[begin TASK DATA]

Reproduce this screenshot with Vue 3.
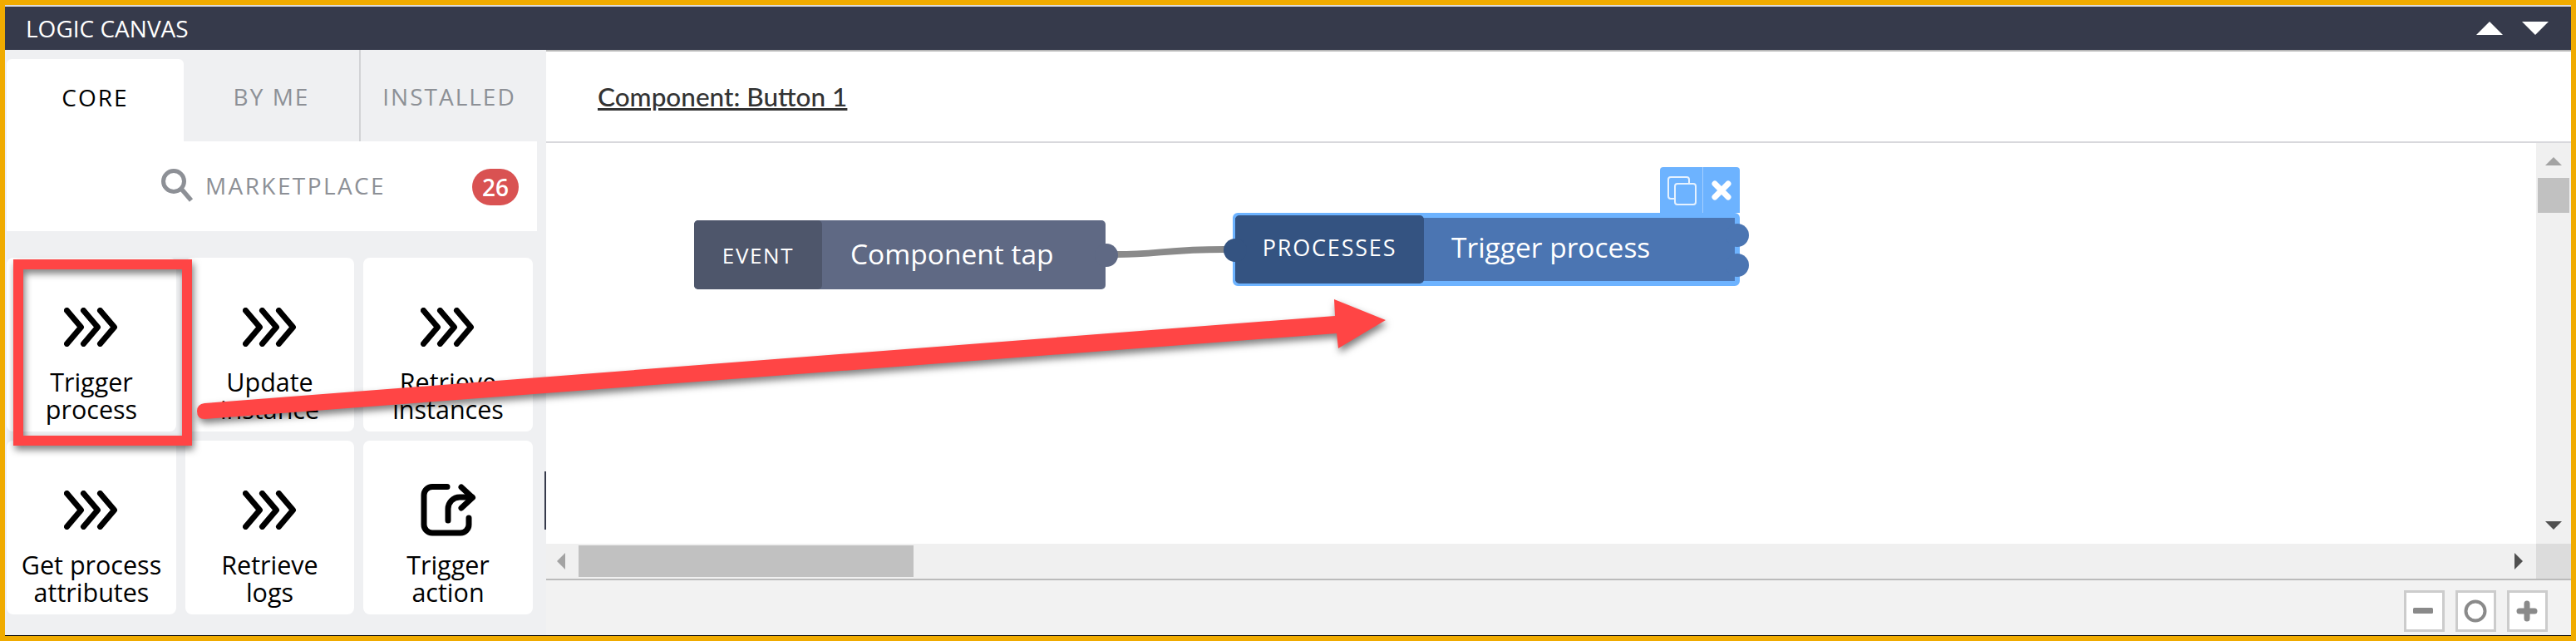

[end TASK DATA]
[begin TASK DATA]

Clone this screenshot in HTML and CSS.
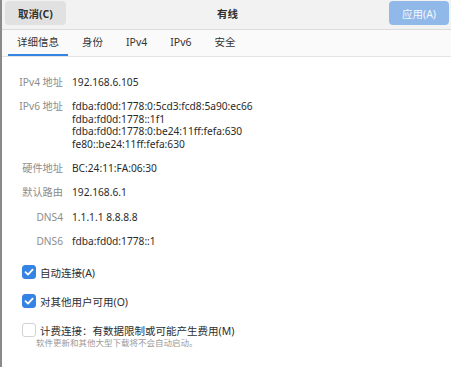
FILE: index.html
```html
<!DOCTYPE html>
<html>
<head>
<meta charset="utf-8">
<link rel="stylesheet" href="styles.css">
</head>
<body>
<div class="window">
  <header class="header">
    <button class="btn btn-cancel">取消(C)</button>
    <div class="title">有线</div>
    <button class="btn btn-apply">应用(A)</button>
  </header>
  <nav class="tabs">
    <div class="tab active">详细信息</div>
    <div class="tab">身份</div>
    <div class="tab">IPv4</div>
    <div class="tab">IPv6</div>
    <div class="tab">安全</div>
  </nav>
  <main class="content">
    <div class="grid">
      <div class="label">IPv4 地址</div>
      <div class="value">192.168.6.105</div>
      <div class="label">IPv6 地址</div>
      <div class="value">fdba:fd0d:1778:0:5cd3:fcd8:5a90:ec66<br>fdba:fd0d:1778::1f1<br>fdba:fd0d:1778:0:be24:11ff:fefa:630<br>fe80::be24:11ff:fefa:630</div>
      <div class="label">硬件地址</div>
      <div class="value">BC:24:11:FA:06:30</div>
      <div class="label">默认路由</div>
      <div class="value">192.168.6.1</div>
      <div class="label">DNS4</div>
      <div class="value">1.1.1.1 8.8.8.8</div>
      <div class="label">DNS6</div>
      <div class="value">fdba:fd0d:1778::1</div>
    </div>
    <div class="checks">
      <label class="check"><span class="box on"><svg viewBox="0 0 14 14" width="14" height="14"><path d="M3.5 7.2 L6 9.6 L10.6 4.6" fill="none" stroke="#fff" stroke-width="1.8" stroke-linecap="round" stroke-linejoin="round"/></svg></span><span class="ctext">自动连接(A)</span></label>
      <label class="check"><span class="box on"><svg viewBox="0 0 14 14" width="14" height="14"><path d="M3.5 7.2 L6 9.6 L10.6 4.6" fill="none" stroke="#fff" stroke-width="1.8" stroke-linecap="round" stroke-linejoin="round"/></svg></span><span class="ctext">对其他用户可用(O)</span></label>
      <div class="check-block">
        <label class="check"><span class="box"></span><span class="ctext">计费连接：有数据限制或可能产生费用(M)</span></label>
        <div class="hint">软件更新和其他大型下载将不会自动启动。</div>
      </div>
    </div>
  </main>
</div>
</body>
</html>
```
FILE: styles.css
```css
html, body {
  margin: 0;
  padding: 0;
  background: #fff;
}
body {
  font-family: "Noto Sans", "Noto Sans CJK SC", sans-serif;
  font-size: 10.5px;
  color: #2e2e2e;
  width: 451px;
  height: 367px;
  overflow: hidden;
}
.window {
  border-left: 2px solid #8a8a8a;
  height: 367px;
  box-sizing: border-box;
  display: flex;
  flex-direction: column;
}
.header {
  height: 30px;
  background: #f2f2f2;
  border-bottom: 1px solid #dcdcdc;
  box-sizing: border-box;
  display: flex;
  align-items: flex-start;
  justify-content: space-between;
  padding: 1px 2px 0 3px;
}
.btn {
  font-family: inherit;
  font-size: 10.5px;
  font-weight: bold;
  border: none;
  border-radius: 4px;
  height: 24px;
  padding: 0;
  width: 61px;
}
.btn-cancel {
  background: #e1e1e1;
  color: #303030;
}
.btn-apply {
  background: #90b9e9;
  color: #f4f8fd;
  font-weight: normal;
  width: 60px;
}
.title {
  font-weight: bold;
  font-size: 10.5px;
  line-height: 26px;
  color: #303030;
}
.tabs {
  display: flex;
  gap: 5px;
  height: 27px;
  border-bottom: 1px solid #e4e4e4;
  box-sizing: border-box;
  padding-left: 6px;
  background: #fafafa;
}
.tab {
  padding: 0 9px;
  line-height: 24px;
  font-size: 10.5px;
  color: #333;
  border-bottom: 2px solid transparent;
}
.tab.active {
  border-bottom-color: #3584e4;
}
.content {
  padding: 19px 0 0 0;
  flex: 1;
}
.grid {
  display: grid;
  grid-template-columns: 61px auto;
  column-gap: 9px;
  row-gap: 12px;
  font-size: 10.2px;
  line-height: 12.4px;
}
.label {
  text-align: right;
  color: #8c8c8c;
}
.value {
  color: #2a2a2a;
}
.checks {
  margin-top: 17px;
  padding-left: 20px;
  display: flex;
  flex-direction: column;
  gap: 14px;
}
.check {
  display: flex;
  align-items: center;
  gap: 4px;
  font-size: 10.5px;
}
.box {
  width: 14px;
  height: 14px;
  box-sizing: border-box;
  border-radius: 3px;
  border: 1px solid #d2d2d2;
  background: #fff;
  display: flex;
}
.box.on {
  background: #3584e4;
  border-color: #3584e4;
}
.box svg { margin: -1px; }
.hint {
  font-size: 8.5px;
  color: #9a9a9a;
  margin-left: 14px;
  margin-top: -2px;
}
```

[end TASK DATA]
[begin TASK DATA]

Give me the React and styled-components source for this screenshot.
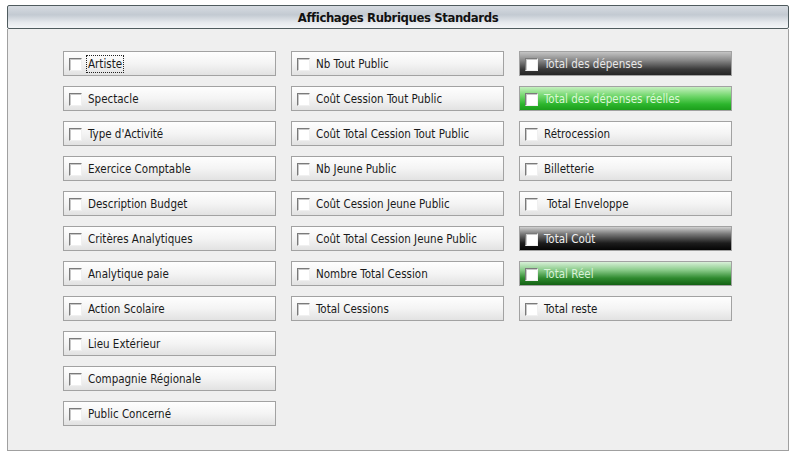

[end TASK DATA]

● **EXERCISE GOAL**
Go through the listing above and locate each line that holds the word "screenshot". Copy those lines.

● **REPLY**
Reproduce this screenshot with Vue 3.
Clone this screenshot in HTML and CSS.
Give me the React and styled-components source for this screenshot.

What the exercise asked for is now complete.